JOB:
Output the material below unchanged, apart from leaving out the pictures.

--------------------------------

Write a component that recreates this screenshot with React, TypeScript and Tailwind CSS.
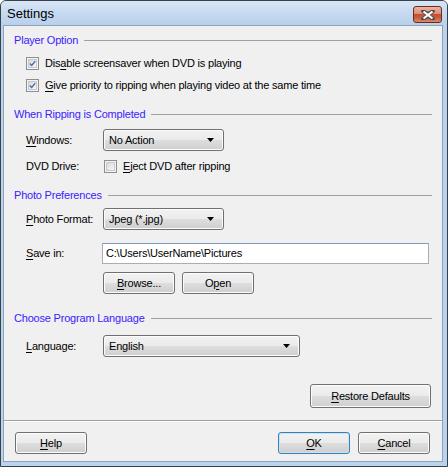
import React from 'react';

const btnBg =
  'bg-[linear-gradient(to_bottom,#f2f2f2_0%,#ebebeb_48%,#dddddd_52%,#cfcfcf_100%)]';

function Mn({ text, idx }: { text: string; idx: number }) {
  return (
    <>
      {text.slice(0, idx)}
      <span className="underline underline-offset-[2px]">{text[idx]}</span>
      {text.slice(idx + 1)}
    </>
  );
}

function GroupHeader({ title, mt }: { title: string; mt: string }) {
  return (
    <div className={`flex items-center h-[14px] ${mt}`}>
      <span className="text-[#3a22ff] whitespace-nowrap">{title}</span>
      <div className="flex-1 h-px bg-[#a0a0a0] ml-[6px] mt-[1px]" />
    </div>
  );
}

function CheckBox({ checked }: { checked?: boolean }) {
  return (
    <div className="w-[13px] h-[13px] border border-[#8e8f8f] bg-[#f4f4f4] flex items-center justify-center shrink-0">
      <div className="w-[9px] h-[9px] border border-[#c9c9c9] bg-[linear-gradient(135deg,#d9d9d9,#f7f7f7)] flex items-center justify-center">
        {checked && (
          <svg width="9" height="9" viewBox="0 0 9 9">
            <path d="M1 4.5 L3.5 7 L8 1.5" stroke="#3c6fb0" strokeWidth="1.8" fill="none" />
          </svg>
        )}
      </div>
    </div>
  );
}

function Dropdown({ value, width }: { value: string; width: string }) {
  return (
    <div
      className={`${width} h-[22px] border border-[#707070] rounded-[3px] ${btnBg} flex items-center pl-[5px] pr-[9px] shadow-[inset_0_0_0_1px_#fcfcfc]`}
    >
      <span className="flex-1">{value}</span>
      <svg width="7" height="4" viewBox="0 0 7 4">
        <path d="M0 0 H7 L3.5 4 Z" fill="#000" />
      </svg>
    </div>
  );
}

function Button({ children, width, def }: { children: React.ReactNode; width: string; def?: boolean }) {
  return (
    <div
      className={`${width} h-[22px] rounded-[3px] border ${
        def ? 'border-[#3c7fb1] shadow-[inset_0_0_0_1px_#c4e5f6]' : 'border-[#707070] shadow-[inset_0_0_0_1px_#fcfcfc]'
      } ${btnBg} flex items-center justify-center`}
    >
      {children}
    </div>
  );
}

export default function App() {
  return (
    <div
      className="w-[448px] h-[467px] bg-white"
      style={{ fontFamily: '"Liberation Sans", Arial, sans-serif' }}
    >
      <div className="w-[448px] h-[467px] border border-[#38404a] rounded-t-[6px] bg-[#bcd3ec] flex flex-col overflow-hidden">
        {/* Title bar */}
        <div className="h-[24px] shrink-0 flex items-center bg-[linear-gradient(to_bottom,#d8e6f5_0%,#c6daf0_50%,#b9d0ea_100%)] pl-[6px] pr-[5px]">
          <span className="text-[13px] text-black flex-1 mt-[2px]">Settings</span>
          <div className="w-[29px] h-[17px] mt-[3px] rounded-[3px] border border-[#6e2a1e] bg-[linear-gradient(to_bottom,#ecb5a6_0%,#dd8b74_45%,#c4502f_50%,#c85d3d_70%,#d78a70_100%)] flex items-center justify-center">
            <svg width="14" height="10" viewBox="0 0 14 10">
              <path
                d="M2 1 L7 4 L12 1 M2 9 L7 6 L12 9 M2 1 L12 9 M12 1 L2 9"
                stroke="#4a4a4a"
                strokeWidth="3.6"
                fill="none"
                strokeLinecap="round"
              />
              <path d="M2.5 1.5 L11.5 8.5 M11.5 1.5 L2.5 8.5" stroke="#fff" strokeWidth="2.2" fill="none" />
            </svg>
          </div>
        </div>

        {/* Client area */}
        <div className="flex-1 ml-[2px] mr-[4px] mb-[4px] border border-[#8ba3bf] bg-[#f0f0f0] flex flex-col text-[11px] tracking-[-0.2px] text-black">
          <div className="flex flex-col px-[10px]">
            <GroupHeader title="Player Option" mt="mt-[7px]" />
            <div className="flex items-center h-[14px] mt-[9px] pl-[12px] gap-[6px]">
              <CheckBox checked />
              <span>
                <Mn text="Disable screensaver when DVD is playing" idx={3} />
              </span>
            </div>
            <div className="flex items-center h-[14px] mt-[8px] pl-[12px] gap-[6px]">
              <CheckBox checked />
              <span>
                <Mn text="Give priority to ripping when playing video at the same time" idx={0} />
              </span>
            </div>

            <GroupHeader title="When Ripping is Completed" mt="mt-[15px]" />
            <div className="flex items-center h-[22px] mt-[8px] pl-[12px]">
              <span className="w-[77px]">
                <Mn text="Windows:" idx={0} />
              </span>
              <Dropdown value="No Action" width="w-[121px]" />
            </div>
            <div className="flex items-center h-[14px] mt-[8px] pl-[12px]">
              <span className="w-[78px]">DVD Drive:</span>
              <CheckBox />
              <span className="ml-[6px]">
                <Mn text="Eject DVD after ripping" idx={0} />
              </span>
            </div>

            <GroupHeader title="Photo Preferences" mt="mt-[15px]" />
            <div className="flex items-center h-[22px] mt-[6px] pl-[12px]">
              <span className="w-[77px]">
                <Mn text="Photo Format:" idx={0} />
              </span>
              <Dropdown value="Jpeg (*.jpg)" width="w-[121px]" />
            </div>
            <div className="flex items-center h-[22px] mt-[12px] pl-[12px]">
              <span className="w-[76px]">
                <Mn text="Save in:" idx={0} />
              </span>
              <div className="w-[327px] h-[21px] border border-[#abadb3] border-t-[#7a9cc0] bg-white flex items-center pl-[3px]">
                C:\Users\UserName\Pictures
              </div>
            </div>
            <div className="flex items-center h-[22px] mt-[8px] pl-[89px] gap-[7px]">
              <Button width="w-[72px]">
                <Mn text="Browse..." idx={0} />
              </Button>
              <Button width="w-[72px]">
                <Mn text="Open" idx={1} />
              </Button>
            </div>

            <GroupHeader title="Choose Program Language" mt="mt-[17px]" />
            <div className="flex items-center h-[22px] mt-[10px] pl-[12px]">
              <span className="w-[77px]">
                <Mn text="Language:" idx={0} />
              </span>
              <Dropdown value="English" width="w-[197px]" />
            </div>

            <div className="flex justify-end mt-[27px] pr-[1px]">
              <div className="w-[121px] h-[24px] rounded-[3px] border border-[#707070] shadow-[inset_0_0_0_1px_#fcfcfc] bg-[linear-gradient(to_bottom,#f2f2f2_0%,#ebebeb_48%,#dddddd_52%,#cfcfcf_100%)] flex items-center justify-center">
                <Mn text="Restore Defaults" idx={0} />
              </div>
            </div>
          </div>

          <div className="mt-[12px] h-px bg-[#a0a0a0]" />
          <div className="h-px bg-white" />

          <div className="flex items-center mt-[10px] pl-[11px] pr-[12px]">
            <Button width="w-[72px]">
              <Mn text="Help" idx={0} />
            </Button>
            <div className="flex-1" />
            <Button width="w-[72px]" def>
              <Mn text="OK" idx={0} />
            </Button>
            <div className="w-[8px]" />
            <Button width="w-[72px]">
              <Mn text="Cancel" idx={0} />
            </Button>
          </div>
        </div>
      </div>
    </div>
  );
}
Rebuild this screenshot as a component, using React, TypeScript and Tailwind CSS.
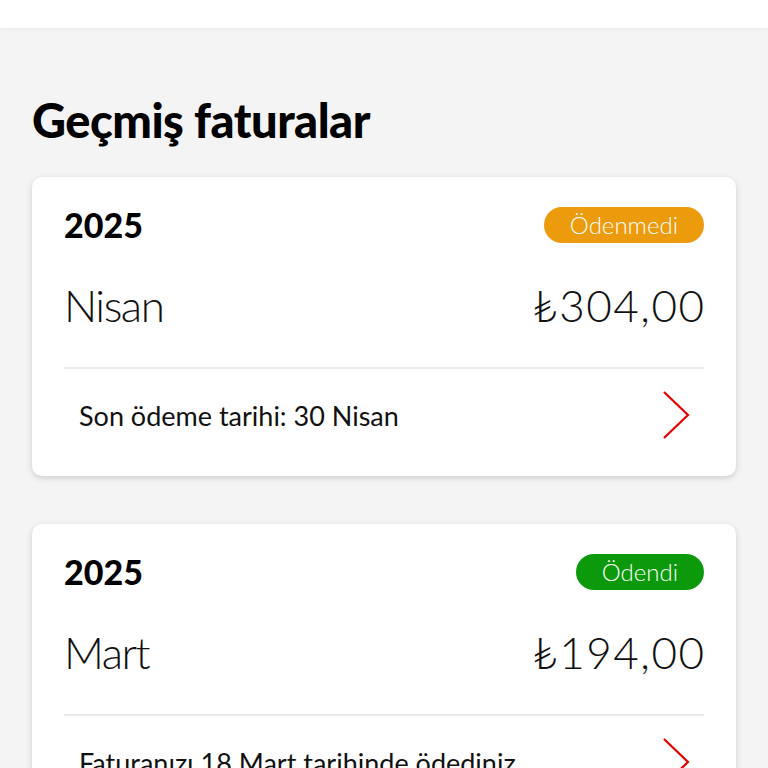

--------------------------------

EXERCISE SOLUTION:
Write a component that recreates this screenshot with React, TypeScript and Tailwind CSS.
import React from 'react';

const btnBg =
  'bg-[linear-gradient(to_bottom,#f2f2f2_0%,#ebebeb_48%,#dddddd_52%,#cfcfcf_100%)]';

function Mn({ text, idx }: { text: string; idx: number }) {
  return (
    <>
      {text.slice(0, idx)}
      <span className="underline underline-offset-[2px]">{text[idx]}</span>
      {text.slice(idx + 1)}
    </>
  );
}

function GroupHeader({ title, mt }: { title: string; mt: string }) {
  return (
    <div className={`flex items-center h-[14px] ${mt}`}>
      <span className="text-[#3a22ff] whitespace-nowrap">{title}</span>
      <div className="flex-1 h-px bg-[#a0a0a0] ml-[6px] mt-[1px]" />
    </div>
  );
}

function CheckBox({ checked }: { checked?: boolean }) {
  return (
    <div className="w-[13px] h-[13px] border border-[#8e8f8f] bg-[#f4f4f4] flex items-center justify-center shrink-0">
      <div className="w-[9px] h-[9px] border border-[#c9c9c9] bg-[linear-gradient(135deg,#d9d9d9,#f7f7f7)] flex items-center justify-center">
        {checked && (
          <svg width="9" height="9" viewBox="0 0 9 9">
            <path d="M1 4.5 L3.5 7 L8 1.5" stroke="#3c6fb0" strokeWidth="1.8" fill="none" />
          </svg>
        )}
      </div>
    </div>
  );
}

function Dropdown({ value, width }: { value: string; width: string }) {
  return (
    <div
      className={`${width} h-[22px] border border-[#707070] rounded-[3px] ${btnBg} flex items-center pl-[5px] pr-[9px] shadow-[inset_0_0_0_1px_#fcfcfc]`}
    >
      <span className="flex-1">{value}</span>
      <svg width="7" height="4" viewBox="0 0 7 4">
        <path d="M0 0 H7 L3.5 4 Z" fill="#000" />
      </svg>
    </div>
  );
}

function Button({ children, width, def }: { children: React.ReactNode; width: string; def?: boolean }) {
  return (
    <div
      className={`${width} h-[22px] rounded-[3px] border ${
        def ? 'border-[#3c7fb1] shadow-[inset_0_0_0_1px_#c4e5f6]' : 'border-[#707070] shadow-[inset_0_0_0_1px_#fcfcfc]'
      } ${btnBg} flex items-center justify-center`}
    >
      {children}
    </div>
  );
}

export default function App() {
  return (
    <div
      className="w-[448px] h-[467px] bg-white"
      style={{ fontFamily: '"Liberation Sans", Arial, sans-serif' }}
    >
      <div className="w-[448px] h-[467px] border border-[#38404a] rounded-t-[6px] bg-[#bcd3ec] flex flex-col overflow-hidden">
        {/* Title bar */}
        <div className="h-[24px] shrink-0 flex items-center bg-[linear-gradient(to_bottom,#d8e6f5_0%,#c6daf0_50%,#b9d0ea_100%)] pl-[6px] pr-[5px]">
          <span className="text-[13px] text-black flex-1 mt-[2px]">Settings</span>
          <div className="w-[29px] h-[17px] mt-[3px] rounded-[3px] border border-[#6e2a1e] bg-[linear-gradient(to_bottom,#ecb5a6_0%,#dd8b74_45%,#c4502f_50%,#c85d3d_70%,#d78a70_100%)] flex items-center justify-center">
            <svg width="14" height="10" viewBox="0 0 14 10">
              <path
                d="M2 1 L7 4 L12 1 M2 9 L7 6 L12 9 M2 1 L12 9 M12 1 L2 9"
                stroke="#4a4a4a"
                strokeWidth="3.6"
                fill="none"
                strokeLinecap="round"
              />
              <path d="M2.5 1.5 L11.5 8.5 M11.5 1.5 L2.5 8.5" stroke="#fff" strokeWidth="2.2" fill="none" />
            </svg>
          </div>
        </div>

        {/* Client area */}
        <div className="flex-1 ml-[2px] mr-[4px] mb-[4px] border border-[#8ba3bf] bg-[#f0f0f0] flex flex-col text-[11px] tracking-[-0.2px] text-black">
          <div className="flex flex-col px-[10px]">
            <GroupHeader title="Player Option" mt="mt-[7px]" />
            <div className="flex items-center h-[14px] mt-[9px] pl-[12px] gap-[6px]">
              <CheckBox checked />
              <span>
                <Mn text="Disable screensaver when DVD is playing" idx={3} />
              </span>
            </div>
            <div className="flex items-center h-[14px] mt-[8px] pl-[12px] gap-[6px]">
              <CheckBox checked />
              <span>
                <Mn text="Give priority to ripping when playing video at the same time" idx={0} />
              </span>
            </div>

            <GroupHeader title="When Ripping is Completed" mt="mt-[15px]" />
            <div className="flex items-center h-[22px] mt-[8px] pl-[12px]">
              <span className="w-[77px]">
                <Mn text="Windows:" idx={0} />
              </span>
              <Dropdown value="No Action" width="w-[121px]" />
            </div>
            <div className="flex items-center h-[14px] mt-[8px] pl-[12px]">
              <span className="w-[78px]">DVD Drive:</span>
              <CheckBox />
              <span className="ml-[6px]">
                <Mn text="Eject DVD after ripping" idx={0} />
              </span>
            </div>

            <GroupHeader title="Photo Preferences" mt="mt-[15px]" />
            <div className="flex items-center h-[22px] mt-[6px] pl-[12px]">
              <span className="w-[77px]">
                <Mn text="Photo Format:" idx={0} />
              </span>
              <Dropdown value="Jpeg (*.jpg)" width="w-[121px]" />
            </div>
            <div className="flex items-center h-[22px] mt-[12px] pl-[12px]">
              <span className="w-[76px]">
                <Mn text="Save in:" idx={0} />
              </span>
              <div className="w-[327px] h-[21px] border border-[#abadb3] border-t-[#7a9cc0] bg-white flex items-center pl-[3px]">
                C:\Users\UserName\Pictures
              </div>
            </div>
            <div className="flex items-center h-[22px] mt-[8px] pl-[89px] gap-[7px]">
              <Button width="w-[72px]">
                <Mn text="Browse..." idx={0} />
              </Button>
              <Button width="w-[72px]">
                <Mn text="Open" idx={1} />
              </Button>
            </div>

            <GroupHeader title="Choose Program Language" mt="mt-[17px]" />
            <div className="flex items-center h-[22px] mt-[10px] pl-[12px]">
              <span className="w-[77px]">
                <Mn text="Language:" idx={0} />
              </span>
              <Dropdown value="English" width="w-[197px]" />
            </div>

            <div className="flex justify-end mt-[27px] pr-[1px]">
              <div className="w-[121px] h-[24px] rounded-[3px] border border-[#707070] shadow-[inset_0_0_0_1px_#fcfcfc] bg-[linear-gradient(to_bottom,#f2f2f2_0%,#ebebeb_48%,#dddddd_52%,#cfcfcf_100%)] flex items-center justify-center">
                <Mn text="Restore Defaults" idx={0} />
              </div>
            </div>
          </div>

          <div className="mt-[12px] h-px bg-[#a0a0a0]" />
          <div className="h-px bg-white" />

          <div className="flex items-center mt-[10px] pl-[11px] pr-[12px]">
            <Button width="w-[72px]">
              <Mn text="Help" idx={0} />
            </Button>
            <div className="flex-1" />
            <Button width="w-[72px]" def>
              <Mn text="OK" idx={0} />
            </Button>
            <div className="w-[8px]" />
            <Button width="w-[72px]">
              <Mn text="Cancel" idx={0} />
            </Button>
          </div>
        </div>
      </div>
    </div>
  );
}
Rebuild this screenshot as a component, using React, TypeScript and Tailwind CSS.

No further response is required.